┌──

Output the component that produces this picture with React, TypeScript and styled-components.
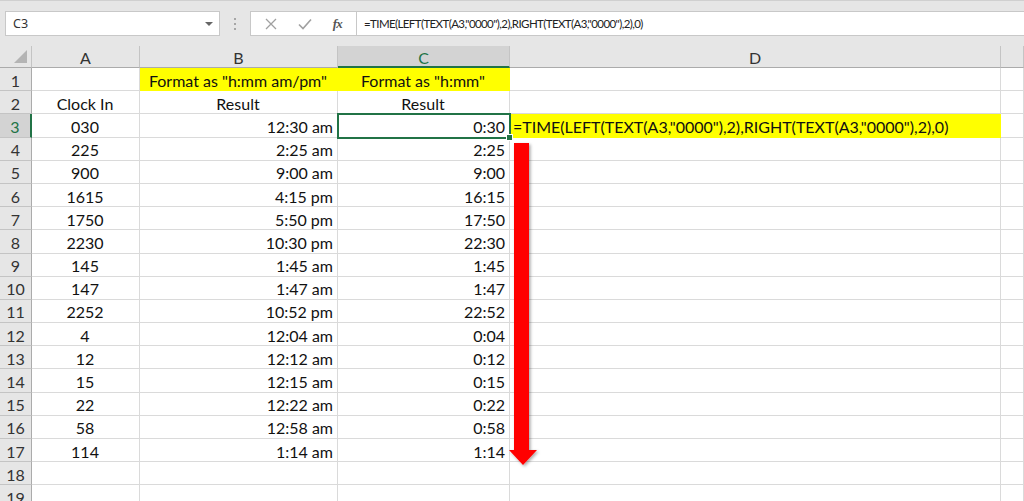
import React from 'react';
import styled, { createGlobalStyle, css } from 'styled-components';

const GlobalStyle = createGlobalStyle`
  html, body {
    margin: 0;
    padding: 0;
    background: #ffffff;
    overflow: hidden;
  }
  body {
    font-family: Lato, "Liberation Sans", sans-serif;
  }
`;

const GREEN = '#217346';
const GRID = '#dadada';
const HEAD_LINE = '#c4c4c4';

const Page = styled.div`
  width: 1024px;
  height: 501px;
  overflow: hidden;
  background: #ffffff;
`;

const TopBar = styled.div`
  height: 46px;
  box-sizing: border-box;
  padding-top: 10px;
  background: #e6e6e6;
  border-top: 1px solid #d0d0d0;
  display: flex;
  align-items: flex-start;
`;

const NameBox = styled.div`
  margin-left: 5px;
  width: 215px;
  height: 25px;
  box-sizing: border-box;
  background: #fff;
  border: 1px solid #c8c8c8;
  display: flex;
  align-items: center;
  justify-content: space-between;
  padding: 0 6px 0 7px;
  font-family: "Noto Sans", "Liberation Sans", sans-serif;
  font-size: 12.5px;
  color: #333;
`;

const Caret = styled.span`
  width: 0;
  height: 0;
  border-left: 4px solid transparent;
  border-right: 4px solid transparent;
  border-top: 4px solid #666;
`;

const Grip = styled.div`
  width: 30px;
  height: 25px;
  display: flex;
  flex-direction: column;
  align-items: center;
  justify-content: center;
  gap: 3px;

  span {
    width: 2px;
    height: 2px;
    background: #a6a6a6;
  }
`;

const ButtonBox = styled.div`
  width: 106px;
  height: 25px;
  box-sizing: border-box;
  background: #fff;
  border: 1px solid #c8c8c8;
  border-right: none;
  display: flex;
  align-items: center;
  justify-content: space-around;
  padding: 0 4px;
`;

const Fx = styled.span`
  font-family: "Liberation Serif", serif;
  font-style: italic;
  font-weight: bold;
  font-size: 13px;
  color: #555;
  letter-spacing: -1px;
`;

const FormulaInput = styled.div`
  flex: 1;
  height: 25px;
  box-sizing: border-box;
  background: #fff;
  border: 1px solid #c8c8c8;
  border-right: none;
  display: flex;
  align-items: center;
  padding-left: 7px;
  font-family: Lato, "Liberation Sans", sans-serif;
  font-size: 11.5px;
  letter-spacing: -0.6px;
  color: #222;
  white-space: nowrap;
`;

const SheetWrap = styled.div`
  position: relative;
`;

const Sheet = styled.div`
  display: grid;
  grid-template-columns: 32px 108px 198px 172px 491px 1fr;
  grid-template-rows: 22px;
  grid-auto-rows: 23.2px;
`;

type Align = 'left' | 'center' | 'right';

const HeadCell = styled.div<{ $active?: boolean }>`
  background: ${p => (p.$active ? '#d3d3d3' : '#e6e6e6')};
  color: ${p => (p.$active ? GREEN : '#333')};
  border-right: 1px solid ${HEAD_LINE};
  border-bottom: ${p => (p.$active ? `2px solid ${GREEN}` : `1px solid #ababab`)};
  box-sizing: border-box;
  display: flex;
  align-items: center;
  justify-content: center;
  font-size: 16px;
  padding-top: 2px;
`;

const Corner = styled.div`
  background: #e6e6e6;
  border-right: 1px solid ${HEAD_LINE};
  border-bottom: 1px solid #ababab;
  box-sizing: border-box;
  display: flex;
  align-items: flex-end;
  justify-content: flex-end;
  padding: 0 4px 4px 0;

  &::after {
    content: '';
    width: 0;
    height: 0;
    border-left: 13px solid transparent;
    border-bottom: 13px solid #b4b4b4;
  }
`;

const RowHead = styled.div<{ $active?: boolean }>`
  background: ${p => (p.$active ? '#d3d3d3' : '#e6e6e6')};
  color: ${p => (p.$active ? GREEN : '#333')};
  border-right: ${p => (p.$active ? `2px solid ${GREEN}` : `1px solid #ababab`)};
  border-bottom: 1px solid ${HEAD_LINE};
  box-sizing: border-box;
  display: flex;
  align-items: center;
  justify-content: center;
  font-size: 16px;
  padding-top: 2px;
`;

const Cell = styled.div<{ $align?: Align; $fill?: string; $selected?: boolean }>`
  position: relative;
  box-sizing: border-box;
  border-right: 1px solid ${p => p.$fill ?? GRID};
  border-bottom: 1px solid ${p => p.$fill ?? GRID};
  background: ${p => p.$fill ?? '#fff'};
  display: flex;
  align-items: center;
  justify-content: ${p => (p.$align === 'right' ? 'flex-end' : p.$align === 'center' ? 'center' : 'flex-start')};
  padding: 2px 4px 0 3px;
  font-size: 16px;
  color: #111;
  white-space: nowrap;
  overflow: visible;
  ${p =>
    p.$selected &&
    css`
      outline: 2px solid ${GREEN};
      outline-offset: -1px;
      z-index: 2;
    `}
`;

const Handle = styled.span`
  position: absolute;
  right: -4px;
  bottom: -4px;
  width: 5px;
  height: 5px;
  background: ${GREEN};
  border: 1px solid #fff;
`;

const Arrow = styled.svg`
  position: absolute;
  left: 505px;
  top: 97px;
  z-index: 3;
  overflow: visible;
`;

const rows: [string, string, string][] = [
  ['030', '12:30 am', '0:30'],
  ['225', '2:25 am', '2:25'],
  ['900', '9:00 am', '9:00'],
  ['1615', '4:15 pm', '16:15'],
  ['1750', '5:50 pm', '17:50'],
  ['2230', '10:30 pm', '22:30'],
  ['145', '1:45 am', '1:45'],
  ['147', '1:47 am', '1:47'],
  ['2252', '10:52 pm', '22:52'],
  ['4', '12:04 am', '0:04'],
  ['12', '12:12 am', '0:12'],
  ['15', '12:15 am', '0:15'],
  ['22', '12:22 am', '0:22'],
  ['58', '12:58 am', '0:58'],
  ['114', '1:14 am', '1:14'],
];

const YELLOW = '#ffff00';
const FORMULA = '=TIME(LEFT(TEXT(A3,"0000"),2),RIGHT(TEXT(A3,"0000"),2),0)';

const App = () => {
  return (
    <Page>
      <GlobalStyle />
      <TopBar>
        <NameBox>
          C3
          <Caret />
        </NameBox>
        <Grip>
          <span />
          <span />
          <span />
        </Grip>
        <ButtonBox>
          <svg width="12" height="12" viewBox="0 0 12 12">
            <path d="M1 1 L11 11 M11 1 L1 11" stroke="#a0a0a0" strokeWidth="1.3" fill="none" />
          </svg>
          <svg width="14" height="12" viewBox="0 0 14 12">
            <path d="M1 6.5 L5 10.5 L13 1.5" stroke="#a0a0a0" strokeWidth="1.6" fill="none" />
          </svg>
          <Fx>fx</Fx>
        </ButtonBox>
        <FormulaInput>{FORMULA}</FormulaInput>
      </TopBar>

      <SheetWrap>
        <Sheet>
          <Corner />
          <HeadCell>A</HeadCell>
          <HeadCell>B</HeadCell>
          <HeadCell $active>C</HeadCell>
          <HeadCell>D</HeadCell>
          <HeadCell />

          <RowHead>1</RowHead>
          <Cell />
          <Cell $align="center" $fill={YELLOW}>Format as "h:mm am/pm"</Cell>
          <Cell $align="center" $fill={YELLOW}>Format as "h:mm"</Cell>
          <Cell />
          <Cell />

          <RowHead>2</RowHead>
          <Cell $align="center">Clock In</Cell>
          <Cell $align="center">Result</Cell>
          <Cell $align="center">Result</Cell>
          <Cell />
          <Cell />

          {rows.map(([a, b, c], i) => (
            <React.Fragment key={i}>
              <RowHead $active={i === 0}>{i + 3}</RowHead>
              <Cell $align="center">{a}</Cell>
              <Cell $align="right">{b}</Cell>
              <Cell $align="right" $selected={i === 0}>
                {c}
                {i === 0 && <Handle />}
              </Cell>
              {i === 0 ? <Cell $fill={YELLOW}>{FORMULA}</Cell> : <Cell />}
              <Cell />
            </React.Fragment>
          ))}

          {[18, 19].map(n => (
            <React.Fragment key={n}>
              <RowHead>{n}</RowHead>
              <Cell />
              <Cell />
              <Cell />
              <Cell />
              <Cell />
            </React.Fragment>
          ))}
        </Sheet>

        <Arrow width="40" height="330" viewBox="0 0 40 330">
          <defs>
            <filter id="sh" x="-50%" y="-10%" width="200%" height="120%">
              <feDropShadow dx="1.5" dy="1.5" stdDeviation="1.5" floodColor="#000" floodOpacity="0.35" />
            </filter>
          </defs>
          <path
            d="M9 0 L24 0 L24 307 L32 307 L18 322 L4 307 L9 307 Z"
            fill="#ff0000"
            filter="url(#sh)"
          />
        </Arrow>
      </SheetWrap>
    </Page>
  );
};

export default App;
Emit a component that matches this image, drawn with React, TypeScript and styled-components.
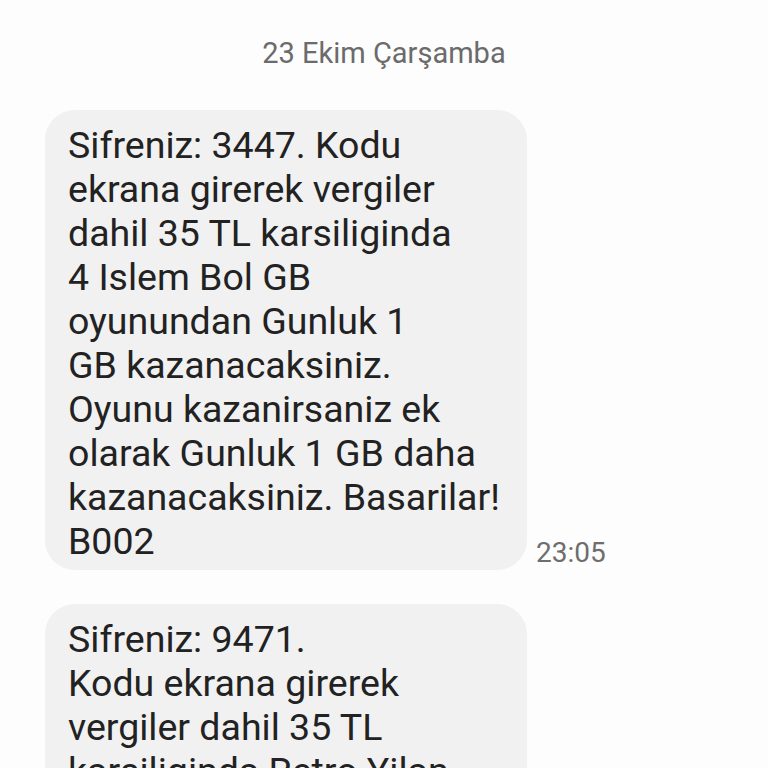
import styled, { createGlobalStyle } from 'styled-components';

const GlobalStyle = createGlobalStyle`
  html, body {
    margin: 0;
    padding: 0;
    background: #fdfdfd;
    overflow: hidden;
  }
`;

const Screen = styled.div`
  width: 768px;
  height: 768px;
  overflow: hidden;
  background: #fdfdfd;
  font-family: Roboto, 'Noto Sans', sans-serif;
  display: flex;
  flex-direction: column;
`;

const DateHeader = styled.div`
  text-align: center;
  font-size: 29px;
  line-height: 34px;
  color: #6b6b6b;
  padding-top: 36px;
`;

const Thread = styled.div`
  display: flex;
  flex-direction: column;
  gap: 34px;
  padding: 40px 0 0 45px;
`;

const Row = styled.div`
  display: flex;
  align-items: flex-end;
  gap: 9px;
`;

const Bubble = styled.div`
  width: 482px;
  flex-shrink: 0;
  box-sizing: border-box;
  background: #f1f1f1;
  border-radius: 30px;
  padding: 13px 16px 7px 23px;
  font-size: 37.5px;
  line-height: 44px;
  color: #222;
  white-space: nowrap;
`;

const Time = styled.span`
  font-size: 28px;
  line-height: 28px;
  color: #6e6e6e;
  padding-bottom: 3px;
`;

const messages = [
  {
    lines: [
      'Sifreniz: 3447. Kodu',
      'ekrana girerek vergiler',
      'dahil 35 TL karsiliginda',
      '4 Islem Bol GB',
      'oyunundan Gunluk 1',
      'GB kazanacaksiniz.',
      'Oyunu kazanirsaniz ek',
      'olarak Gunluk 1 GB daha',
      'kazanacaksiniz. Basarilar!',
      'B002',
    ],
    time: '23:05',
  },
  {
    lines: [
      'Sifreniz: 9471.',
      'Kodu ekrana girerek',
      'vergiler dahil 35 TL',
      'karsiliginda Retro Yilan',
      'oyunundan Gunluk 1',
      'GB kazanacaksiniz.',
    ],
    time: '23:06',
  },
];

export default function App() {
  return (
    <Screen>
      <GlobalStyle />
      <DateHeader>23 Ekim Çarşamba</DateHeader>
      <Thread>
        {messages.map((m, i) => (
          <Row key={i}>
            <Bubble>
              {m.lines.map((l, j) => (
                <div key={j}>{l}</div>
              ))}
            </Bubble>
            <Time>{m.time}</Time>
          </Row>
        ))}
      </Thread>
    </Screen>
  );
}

└──

- _Set problem_:
Which lines hold the word "React"? Copy every one of them.

- _Task answer_:
Output the component that produces this picture with React, TypeScript and styled-components.
import React from 'react';
            <React.Fragment key={i}>
            </React.Fragment>
            <React.Fragment key={n}>
            </React.Fragment>
Emit a component that matches this image, drawn with React, TypeScript and styled-components.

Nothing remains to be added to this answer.